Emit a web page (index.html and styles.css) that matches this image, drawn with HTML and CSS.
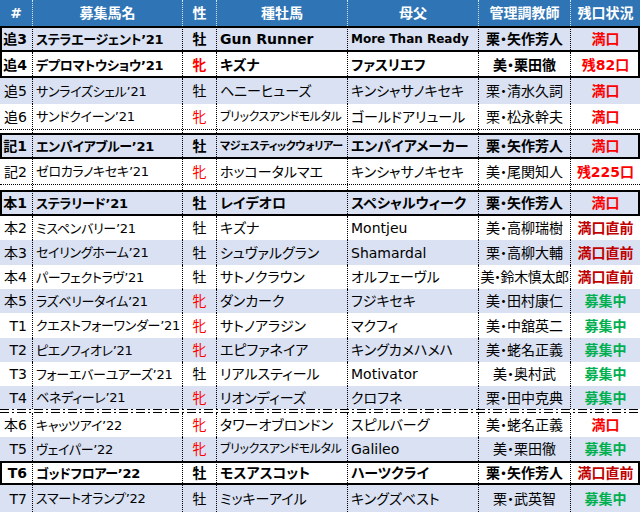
FILE: index.html
```html
<!DOCTYPE html>
<html lang="ja">
<head>
<meta charset="utf-8">
<title>募集馬一覧</title>
<link rel="stylesheet" href="styles.css">
</head>
<body>
<div class="sheet">
  <div class="row head h26">
    <div class="c">#</div><div class="c">募集馬名</div><div class="c">性</div><div class="c">種牡馬</div><div class="c">母父</div><div class="c">管理調教師</div><div class="c">残口状況</div>
  </div>

  <div class="row blue h26 box bold">
    <div class="no">追3</div><div class="name">ステラエージェント’21</div><div class="sex">牡</div><div class="sire lat">Gun Runner</div><div class="dam lat fitl">More Than Ready</div><div class="trn">栗・矢作芳人</div><div class="st full">満口</div>
  </div>
  <div class="row white h26 box-nt bold">
    <div class="no">追4</div><div class="name">デプロマトウショウ’21</div><div class="sex f">牝</div><div class="sire">キズナ</div><div class="dam">ファスリエフ</div><div class="trn">美・栗田徹</div><div class="st full">残82口</div>
  </div>
  <div class="row blue h26">
    <div class="no">追5</div><div class="name">サンライズシェル’21</div><div class="sex">牡</div><div class="sire">ヘニーヒューズ</div><div class="dam">キンシャサノキセキ</div><div class="trn">栗・清水久詞</div><div class="st full">満口</div>
  </div>
  <div class="row white h26 dl">
    <div class="no">追6</div><div class="name">サンドクイーン’21</div><div class="sex f">牝</div><div class="sire fit">ブリックスアンドモルタル</div><div class="dam">ゴールドアリュール</div><div class="trn">栗・松永幹夫</div><div class="st full">満口</div>
  </div>
  <div class="row white gap3">
    <div></div><div></div><div></div><div></div><div></div><div></div><div></div>
  </div>

  <div class="row blue h26 box bold">
    <div class="no">記1</div><div class="name">エンパイアブルー’21</div><div class="sex">牡</div><div class="sire fit2">マジェスティックウォリアー</div><div class="dam">エンパイアメーカー</div><div class="trn">栗・矢作芳人</div><div class="st full">満口</div>
  </div>
  <div class="row white h26 dl">
    <div class="no">記2</div><div class="name">ゼロカラノキセキ’21</div><div class="sex f">牝</div><div class="sire">ホッコータルマエ</div><div class="dam">キンシャサノキセキ</div><div class="trn">美・尾関知人</div><div class="st full">残225口</div>
  </div>
  <div class="row white gap5">
    <div></div><div></div><div></div><div></div><div></div><div></div><div></div>
  </div>

  <div class="row blue h26 box bold">
    <div class="no">本1</div><div class="name">ステラリード’21</div><div class="sex">牡</div><div class="sire">レイデオロ</div><div class="dam">スペシャルウィーク</div><div class="trn">栗・矢作芳人</div><div class="st full">満口</div>
  </div>
  <div class="row white h24">
    <div class="no">本2</div><div class="name">ミスペンバリー’21</div><div class="sex">牡</div><div class="sire">キズナ</div><div class="dam lat">Montjeu</div><div class="trn">美・高柳瑞樹</div><div class="st near">満口直前</div>
  </div>
  <div class="row blue h25">
    <div class="no">本3</div><div class="name">セイリングホーム’21</div><div class="sex">牡</div><div class="sire">シュヴァルグラン</div><div class="dam lat">Shamardal</div><div class="trn">栗・高柳大輔</div><div class="st near">満口直前</div>
  </div>
  <div class="row white h24">
    <div class="no">本4</div><div class="name">パーフェクトラヴ’21</div><div class="sex">牡</div><div class="sire">サトノクラウン</div><div class="dam">オルフェーヴル</div><div class="trn tight">美・鈴木慎太郎</div><div class="st near">満口直前</div>
  </div>
  <div class="row blue h24">
    <div class="no">本5</div><div class="name">ラズベリータイム’21</div><div class="sex f">牝</div><div class="sire">ダンカーク</div><div class="dam">フジキセキ</div><div class="trn">美・田村康仁</div><div class="st open">募集中</div>
  </div>
  <div class="row white h25">
    <div class="no">T1</div><div class="name">クエストフォーワンダー’21</div><div class="sex f">牝</div><div class="sire">サトノアラジン</div><div class="dam">マクフィ</div><div class="trn">美・中舘英二</div><div class="st open">募集中</div>
  </div>
  <div class="row blue h24">
    <div class="no">T2</div><div class="name">ピエノフィオレ’21</div><div class="sex f">牝</div><div class="sire">エピファネイア</div><div class="dam">キングカメハメハ</div><div class="trn">美・蛯名正義</div><div class="st open">募集中</div>
  </div>
  <div class="row white h24">
    <div class="no">T3</div><div class="name">フォーエバーユアーズ’21</div><div class="sex">牡</div><div class="sire">リアルスティール</div><div class="dam lat">Motivator</div><div class="trn">美・奥村武</div><div class="st open">募集中</div>
  </div>
  <div class="row blue h23">
    <div class="no">T4</div><div class="name">ベネディーレ’21</div><div class="sex f">牝</div><div class="sire">リオンディーズ</div><div class="dam">クロフネ</div><div class="trn">栗・田中克典</div><div class="st open">募集中</div>
  </div>

  <div class="sep"><div class="dashdot"></div><div class="dashdot"></div></div>

  <div class="row white h24">
    <div class="no">本6</div><div class="name">キャッツアイ’22</div><div class="sex f">牝</div><div class="sire">タワーオブロンドン</div><div class="dam">スピルバーグ</div><div class="trn">美・蛯名正義</div><div class="st full">満口</div>
  </div>
  <div class="row blue h24">
    <div class="no">T5</div><div class="name">ヴェイパー’22</div><div class="sex f">牝</div><div class="sire fit">ブリックスアンドモルタル</div><div class="dam lat">Galileo</div><div class="trn">美・栗田徹</div><div class="st open">募集中</div>
  </div>
  <div class="row white h24 box bold">
    <div class="no">T6</div><div class="name">ゴッドフロアー’22</div><div class="sex">牡</div><div class="sire">モスアスコット</div><div class="dam">ハーツクライ</div><div class="trn">栗・矢作芳人</div><div class="st near">満口直前</div>
  </div>
  <div class="row blue h27">
    <div class="no">T7</div><div class="name">スマートオランプ’22</div><div class="sex">牡</div><div class="sire">ミッキーアイル</div><div class="dam">キングズベスト</div><div class="trn">栗・武英智</div><div class="st open">募集中</div>
  </div>
</div>
</body>
</html>
```

FILE: styles.css
```css
* { box-sizing: border-box; }

body {
  margin: 0;
  background: #ffffff;
  color: #000000;
  font-family: "DejaVu Sans", "Noto Sans CJK JP", sans-serif;
  font-size: 14px;
  font-feature-settings: "palt";
}

.sheet {
  width: 640px;
  overflow: hidden;
}

.row {
  display: grid;
  grid-template-columns: 33px 150px 34px 131px 131px 92px 69px;
}

.row > div {
  display: flex;
  align-items: center;
  border-right: 1px dotted #000000;
  white-space: nowrap;
  overflow: hidden;
  line-height: 1;
}

.row > div:last-child { border-right: none; }

.h23 { height: 23px; }
.h24 { height: 24px; }
.h25 { height: 25px; }
.h26 { height: 26px; }
.h27 { height: 27px; }
.gap3 { height: 3px; }
.gap5 { height: 5px; }

.blue { background: #d9e1f2; }
.white { background: #ffffff; }

.head {
  background: #2f75b5;
  color: #ffffff;
  font-weight: bold;
}

.head > div {
  justify-content: center;
  border-right-color: rgba(255, 255, 255, 0.8);
}

.bold { font-weight: bold; }

.box {
  box-shadow: inset 2px 0 0 #000, inset -2px 0 0 #000, inset 0 2px 0 #000, inset 0 -2px 0 #000;
}

.box-nt {
  box-shadow: inset 2px 0 0 #000, inset -2px 0 0 #000, inset 0 -2px 0 #000;
}

.dl { border-bottom: 1px dotted #000000; }

.no {
  justify-content: flex-end;
  padding-right: 5px;
}

.name, .sire, .dam { padding-left: 3px; }

.name {
  font-size: 13px;
  letter-spacing: -0.3px;
}

.sex, .trn, .st { justify-content: center; }

.lat { font-size: 14px; }
.fitl { font-size: 12px; }
.fit { font-size: 12px; letter-spacing: -0.4px; }
.fit2 { font-size: 11px; letter-spacing: -0.4px; }
.tight { letter-spacing: -0.4px; }

.f { color: #ff0000; }

.st { font-weight: bold; }
.full { color: #ff0000; }
.near { color: #c00000; }
.open { color: #00b050; }

.sep {
  height: 4px;
  display: flex;
  flex-direction: column;
  justify-content: space-between;
  background: #ffffff;
}

.dashdot {
  height: 1px;
  background: repeating-linear-gradient(to right, #000 0 9px, transparent 9px 12px, #000 12px 14px, transparent 14px 17px);
}
```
========
- [AIM OF THE EXERCISE]: Pick every line with "styles" in it and copy it.

- [THE RESULT]:
Emit a web page (index.html and styles.css) that matches this image, drawn with HTML and CSS.
<link rel="stylesheet" href="styles.css">
FILE: styles.css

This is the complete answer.